▸ **EXERCISE REQUIREMENTS**: Transcribe every line exactly. Leave the pictures behind.
** START **
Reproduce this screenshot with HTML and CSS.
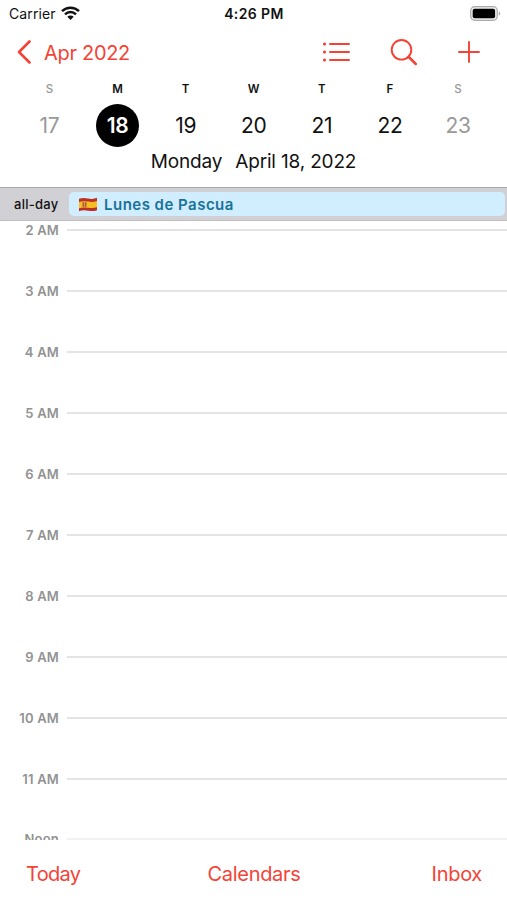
FILE: index.html
```html
<!DOCTYPE html>
<html lang="en">
<head>
<meta charset="utf-8">
<title>Calendar</title>
<link rel="stylesheet" href="styles.css">
</head>
<body>
<div class="phone">
  <header class="status">
    <div class="carrier"><span>Carrier</span>
      <svg width="19" height="15" viewBox="0 0 19 15" fill="none" stroke="#111" stroke-width="2.4"><path d="M1 5.2a12.2 12.2 0 0 1 17 0"/><path d="M4 8.3a7.9 7.9 0 0 1 11 0"/><path d="M6.3 10.7a4.6 4.6 0 0 1 6.4 0L9.5 14z" fill="#111" stroke="none"/></svg>
    </div>
    <div class="clock">4:26 PM</div>
    <svg class="battery" width="31" height="15" viewBox="0 0 31 15"><rect x=".7" y=".7" width="26.6" height="13.6" rx="4" fill="#eee" stroke="#aaa" stroke-width="1.2"/><rect x="2.7" y="2.7" width="22.4" height="9.6" rx="2" fill="#000"/><path d="M28.8 5.2q3 2.3 0 4.6z" fill="#aaa"/></svg>
  </header>
  <nav class="nav">
    <a class="back"><svg width="15" height="24" viewBox="0 0 15 24"><path d="M13.5 1.5 3 12l10.5 10.5"/></svg><span>Apr 2022</span></a>
    <div class="actions">
      <svg width="28" height="22" viewBox="0 0 28 22"><path d="M8 3H27M8 11H27M8 19H27"/><path class="dots" d="M2.5 3h.01M2.5 11h.01M2.5 19h.01"/></svg>
      <svg width="28" height="28" viewBox="0 0 28 28"><circle cx="11.5" cy="11.8" r="9.8"/><path d="m18.8 19 7 7" class="handle"/></svg>
      <svg width="22" height="22" viewBox="0 0 22 22"><path d="M11 1v20M1 11h20"/></svg>
    </div>
  </nav>
  <section class="week">
    <div class="day weekend"><small>S</small><b>17</b></div>
    <div class="day selected"><small>M</small><b>18</b></div>
    <div class="day"><small>T</small><b>19</b></div>
    <div class="day"><small>W</small><b>20</b></div>
    <div class="day"><small>T</small><b>21</b></div>
    <div class="day"><small>F</small><b>22</b></div>
    <div class="day weekend"><small>S</small><b>23</b></div>
  </section>
  <h1 class="date"><span>Monday</span><span>April 18, 2022</span></h1>
  <section class="allday">
    <span class="label">all-day</span>
    <div class="event">
      <svg width="20" height="15" viewBox="0 0 20 15"><path d="M1 1.8q4-1.5 9-.3t9-.7v12.4q-4 1.5-9 .5t-9 .5z" fill="#bd3024"/><path d="M1 5q4-1.4 9-.4t9-.5v6.2q-4 1.2-9 .4t-9 .5z" fill="#f7bd22"/><path d="M4.5 5.3h4v4.2q-2 1.5-4 0z" fill="#aa5b32"/><path d="M6.5 5v5" stroke="#d99b60"/></svg>
      <span>Lunes de Pascua</span>
    </div>
  </section>
  <main class="hours">
    <div class="hour"><span>2 AM</span><i></i></div>
    <div class="hour"><span>3 AM</span><i></i></div>
    <div class="hour"><span>4 AM</span><i></i></div>
    <div class="hour"><span>5 AM</span><i></i></div>
    <div class="hour"><span>6 AM</span><i></i></div>
    <div class="hour"><span>7 AM</span><i></i></div>
    <div class="hour"><span>8 AM</span><i></i></div>
    <div class="hour"><span>9 AM</span><i></i></div>
    <div class="hour"><span>10 AM</span><i></i></div>
    <div class="hour"><span>11 AM</span><i></i></div>
    <div class="hour last"><span>Noon</span><i></i></div>
  </main>
  <footer class="toolbar"><a>Today</a><a>Calendars</a><a>Inbox</a></footer>
</div>
</body>
</html>
```
FILE: styles.css
```css
* { box-sizing: border-box; }
body { margin: 0; background: #fff; color: #111; font-family: Inter, "Liberation Sans", sans-serif; }
svg { display: block; flex: none; }
.phone { width: 507px; height: 900px; overflow: hidden; display: flex; flex-direction: column; }
.status { height: 28px; flex: none; display: grid; grid-template-columns: 1fr auto 1fr; align-items: center; padding: 0 6px 1px 9px; }
.carrier { display: flex; align-items: center; gap: 5px; font-size: 14px; letter-spacing: .1px; }
.clock { margin-left: -2px; font-size: 14px; font-weight: 600; letter-spacing: .4px; }
.battery { justify-self: end; }
.nav { height: 48px; flex: none; display: flex; align-items: center; justify-content: space-between; padding: 0 27px 0 16px; color: #f44336; }
.nav svg { fill: none; stroke: #f44336; stroke-width: 1.9; stroke-linecap: round; stroke-linejoin: round; }
.back { display: flex; align-items: center; gap: 13px; font-size: 20px; letter-spacing: -.3px; }
.back span { padding-top: 1px; }
.nav .back svg { stroke-width: 2.6; }
.nav .dots { stroke-width: 3.2; }
.nav .handle { stroke-width: 2.5; }
.actions { display: flex; align-items: center; gap: 40px; }
.week { height: 73px; flex: none; display: grid; grid-template-columns: repeat(7, 68.1px); padding-left: 15.4px; }
.day { display: flex; flex-direction: column; align-items: center; }
.day small { font-size: 11.5px; line-height: 27px; font-weight: 600; }
.day b { width: 43px; height: 43px; margin-top: 1px; border-radius: 50%; line-height: 43px; text-align: center; font-size: 21px; font-weight: 400; letter-spacing: -.3px; }
.weekend { color: #999; }
.weekend small { font-weight: 500; }
.selected b { background: #000; color: #fff; font-weight: 600; }
.date { height: 38px; flex: none; margin: 0; padding-top: 1px; display: flex; justify-content: center; gap: 13px; font-size: 19px; line-height: 24px; font-weight: 400; letter-spacing: -.17px; }
.allday { height: 34px; flex: none; display: flex; align-items: center; padding: 0 2px 0 14px; background: #d1d1d5; border-top: 1px solid #aaaaad; border-bottom: 1px solid #c0c0c3; }
.label { width: 55px; font-size: 13px; font-weight: 500; letter-spacing: .25px; }
.event { flex: 1; height: 24px; display: flex; align-items: center; gap: 6px; padding-left: 9px; border-radius: 5px; background: #d0eeff; color: #197298; font-size: 15px; font-weight: 600; letter-spacing: .48px; }
.hours { height: 619px; flex: none; overflow: hidden; }
.hour { height: 61.05px; display: flex; align-items: flex-start; }
.hour span { width: 59px; text-align: right; font-size: 13px; line-height: 18px; font-weight: 600; letter-spacing: .2px; color: #929292; }
.hour i { flex: 1; height: 2px; margin: 8px 0 0 8px; background: #e4e4e4; }
.hour.last { margin-top: -1.5px; }
.hour.last i { background: #f2f2f2; }
.toolbar { flex: 1; display: grid; grid-template-columns: 1fr auto 1fr; padding: 20px 25px 0 26px; font-size: 20px; line-height: 28px; letter-spacing: -.3px; color: #f44336; }
.toolbar a:first-child { letter-spacing: -.7px; }
.toolbar a:last-child { text-align: right; }
```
** END **
▸ **TASK ANSWER**:
Reproduce this screenshot with HTML and CSS.
FILE: index.html
```html
<!DOCTYPE html>
<html lang="en">
<head>
<meta charset="utf-8">
<title>Calendar</title>
<link rel="stylesheet" href="styles.css">
</head>
<body>
<div class="phone">
  <header class="status">
    <div class="carrier"><span>Carrier</span>
      <svg width="19" height="15" viewBox="0 0 19 15" fill="none" stroke="#111" stroke-width="2.4"><path d="M1 5.2a12.2 12.2 0 0 1 17 0"/><path d="M4 8.3a7.9 7.9 0 0 1 11 0"/><path d="M6.3 10.7a4.6 4.6 0 0 1 6.4 0L9.5 14z" fill="#111" stroke="none"/></svg>
    </div>
    <div class="clock">4:26 PM</div>
    <svg class="battery" width="31" height="15" viewBox="0 0 31 15"><rect x=".7" y=".7" width="26.6" height="13.6" rx="4" fill="#eee" stroke="#aaa" stroke-width="1.2"/><rect x="2.7" y="2.7" width="22.4" height="9.6" rx="2" fill="#000"/><path d="M28.8 5.2q3 2.3 0 4.6z" fill="#aaa"/></svg>
  </header>
  <nav class="nav">
    <a class="back"><svg width="15" height="24" viewBox="0 0 15 24"><path d="M13.5 1.5 3 12l10.5 10.5"/></svg><span>Apr 2022</span></a>
    <div class="actions">
      <svg width="28" height="22" viewBox="0 0 28 22"><path d="M8 3H27M8 11H27M8 19H27"/><path class="dots" d="M2.5 3h.01M2.5 11h.01M2.5 19h.01"/></svg>
      <svg width="28" height="28" viewBox="0 0 28 28"><circle cx="11.5" cy="11.8" r="9.8"/><path d="m18.8 19 7 7" class="handle"/></svg>
      <svg width="22" height="22" viewBox="0 0 22 22"><path d="M11 1v20M1 11h20"/></svg>
    </div>
  </nav>
  <section class="week">
    <div class="day weekend"><small>S</small><b>17</b></div>
    <div class="day selected"><small>M</small><b>18</b></div>
    <div class="day"><small>T</small><b>19</b></div>
    <div class="day"><small>W</small><b>20</b></div>
    <div class="day"><small>T</small><b>21</b></div>
    <div class="day"><small>F</small><b>22</b></div>
    <div class="day weekend"><small>S</small><b>23</b></div>
  </section>
  <h1 class="date"><span>Monday</span><span>April 18, 2022</span></h1>
  <section class="allday">
    <span class="label">all-day</span>
    <div class="event">
      <svg width="20" height="15" viewBox="0 0 20 15"><path d="M1 1.8q4-1.5 9-.3t9-.7v12.4q-4 1.5-9 .5t-9 .5z" fill="#bd3024"/><path d="M1 5q4-1.4 9-.4t9-.5v6.2q-4 1.2-9 .4t-9 .5z" fill="#f7bd22"/><path d="M4.5 5.3h4v4.2q-2 1.5-4 0z" fill="#aa5b32"/><path d="M6.5 5v5" stroke="#d99b60"/></svg>
      <span>Lunes de Pascua</span>
    </div>
  </section>
  <main class="hours">
    <div class="hour"><span>2 AM</span><i></i></div>
    <div class="hour"><span>3 AM</span><i></i></div>
    <div class="hour"><span>4 AM</span><i></i></div>
    <div class="hour"><span>5 AM</span><i></i></div>
    <div class="hour"><span>6 AM</span><i></i></div>
    <div class="hour"><span>7 AM</span><i></i></div>
    <div class="hour"><span>8 AM</span><i></i></div>
    <div class="hour"><span>9 AM</span><i></i></div>
    <div class="hour"><span>10 AM</span><i></i></div>
    <div class="hour"><span>11 AM</span><i></i></div>
    <div class="hour last"><span>Noon</span><i></i></div>
  </main>
  <footer class="toolbar"><a>Today</a><a>Calendars</a><a>Inbox</a></footer>
</div>
</body>
</html>
```
FILE: styles.css
```css
* { box-sizing: border-box; }
body { margin: 0; background: #fff; color: #111; font-family: Inter, "Liberation Sans", sans-serif; }
svg { display: block; flex: none; }
.phone { width: 507px; height: 900px; overflow: hidden; display: flex; flex-direction: column; }
.status { height: 28px; flex: none; display: grid; grid-template-columns: 1fr auto 1fr; align-items: center; padding: 0 6px 1px 9px; }
.carrier { display: flex; align-items: center; gap: 5px; font-size: 14px; letter-spacing: .1px; }
.clock { margin-left: -2px; font-size: 14px; font-weight: 600; letter-spacing: .4px; }
.battery { justify-self: end; }
.nav { height: 48px; flex: none; display: flex; align-items: center; justify-content: space-between; padding: 0 27px 0 16px; color: #f44336; }
.nav svg { fill: none; stroke: #f44336; stroke-width: 1.9; stroke-linecap: round; stroke-linejoin: round; }
.back { display: flex; align-items: center; gap: 13px; font-size: 20px; letter-spacing: -.3px; }
.back span { padding-top: 1px; }
.nav .back svg { stroke-width: 2.6; }
.nav .dots { stroke-width: 3.2; }
.nav .handle { stroke-width: 2.5; }
.actions { display: flex; align-items: center; gap: 40px; }
.week { height: 73px; flex: none; display: grid; grid-template-columns: repeat(7, 68.1px); padding-left: 15.4px; }
.day { display: flex; flex-direction: column; align-items: center; }
.day small { font-size: 11.5px; line-height: 27px; font-weight: 600; }
.day b { width: 43px; height: 43px; margin-top: 1px; border-radius: 50%; line-height: 43px; text-align: center; font-size: 21px; font-weight: 400; letter-spacing: -.3px; }
.weekend { color: #999; }
.weekend small { font-weight: 500; }
.selected b { background: #000; color: #fff; font-weight: 600; }
.date { height: 38px; flex: none; margin: 0; padding-top: 1px; display: flex; justify-content: center; gap: 13px; font-size: 19px; line-height: 24px; font-weight: 400; letter-spacing: -.17px; }
.allday { height: 34px; flex: none; display: flex; align-items: center; padding: 0 2px 0 14px; background: #d1d1d5; border-top: 1px solid #aaaaad; border-bottom: 1px solid #c0c0c3; }
.label { width: 55px; font-size: 13px; font-weight: 500; letter-spacing: .25px; }
.event { flex: 1; height: 24px; display: flex; align-items: center; gap: 6px; padding-left: 9px; border-radius: 5px; background: #d0eeff; color: #197298; font-size: 15px; font-weight: 600; letter-spacing: .48px; }
.hours { height: 619px; flex: none; overflow: hidden; }
.hour { height: 61.05px; display: flex; align-items: flex-start; }
.hour span { width: 59px; text-align: right; font-size: 13px; line-height: 18px; font-weight: 600; letter-spacing: .2px; color: #929292; }
.hour i { flex: 1; height: 2px; margin: 8px 0 0 8px; background: #e4e4e4; }
.hour.last { margin-top: -1.5px; }
.hour.last i { background: #f2f2f2; }
.toolbar { flex: 1; display: grid; grid-template-columns: 1fr auto 1fr; padding: 20px 25px 0 26px; font-size: 20px; line-height: 28px; letter-spacing: -.3px; color: #f44336; }
.toolbar a:first-child { letter-spacing: -.7px; }
.toolbar a:last-child { text-align: right; }
```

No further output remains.